The implications are severe: an attacker leveraging these shims can execute arbitrary, untrusted code during the crucial boot phase. This capability paves the way for deploying sophisticated malicious UEFI bootkits, such as Bootkitty, HybridPetya, or BlackLotus, even on systems where Secure Boot is fully enabled and configured.
Crucially, the threat extends beyond machines running specific affected software or Linux distributions. An adversary can introduce their own copy of a vulnerable shim to any system that recognizes Microsoft’s third-party UEFI certificate, effectively turning a secure system into a vulnerable one.
The Mechanics of the Bypass
UEFI shim bootloaders serve as an essential intermediary. Microsoft signs these first-stage components once, enabling various Linux distributions to boot successfully under Secure Boot without requiring each vendor to embed unique keys into every motherboard. The shim’s role is to then transfer trust to a second-stage bootloader, typically GRUB 2, using vendor-managed certificates.

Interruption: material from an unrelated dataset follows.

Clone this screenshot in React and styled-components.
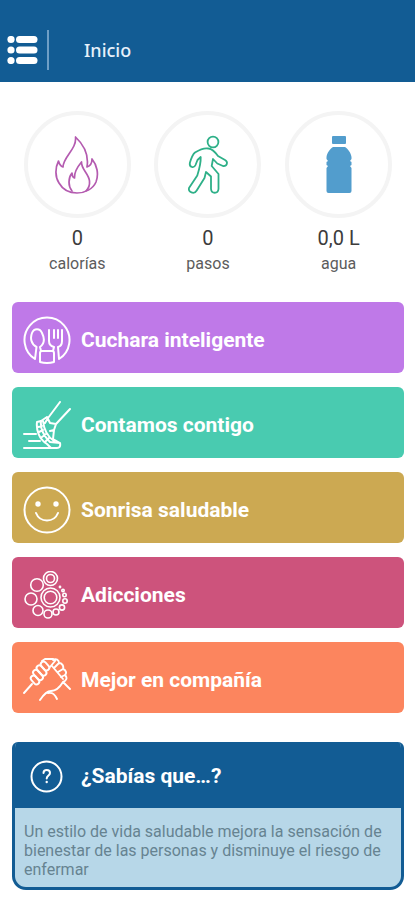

The core problem lies in the age of many of these shims. They lack contemporary anti-revocation mechanisms, specifically the proper enforcement of the Machine Owner Key denylist (MokListX) and Secure Boot Advanced Targeting (SBAT). Both of these critical protections were introduced long after the vulnerable binaries were originally signed.
This deficiency means an attacker can pair an outdated shim with a GRUB 2 binary that has been separately revoked or is known to be vulnerable. The old shim, unaware of modern revocation lists, will simply fail to reject the malicious GRUB 2 component. The exploitation method mirrors a Bring Your Own Vulnerable Driver (BYOVD) attack, where the malicious shim and GRUB 2 pair can be placed directly onto the EFI System Partition and executed before the operating system even begins to load.
Vulnerability Tracking and Remediation
Two distinct CVE identifiers have been assigned to formally track these critical issues:
- CVE-2026-8863: This identifier addresses the primary shim-bypass vulnerability reported to CERT/CC.
- CVE-2026-10797: This covers a decade-old flaw in the shim’s revocation check mechanism, where it incorrectly reads the signature size from the PE structure. This allows attackers to completely circumvent dbx/MokListX revocation.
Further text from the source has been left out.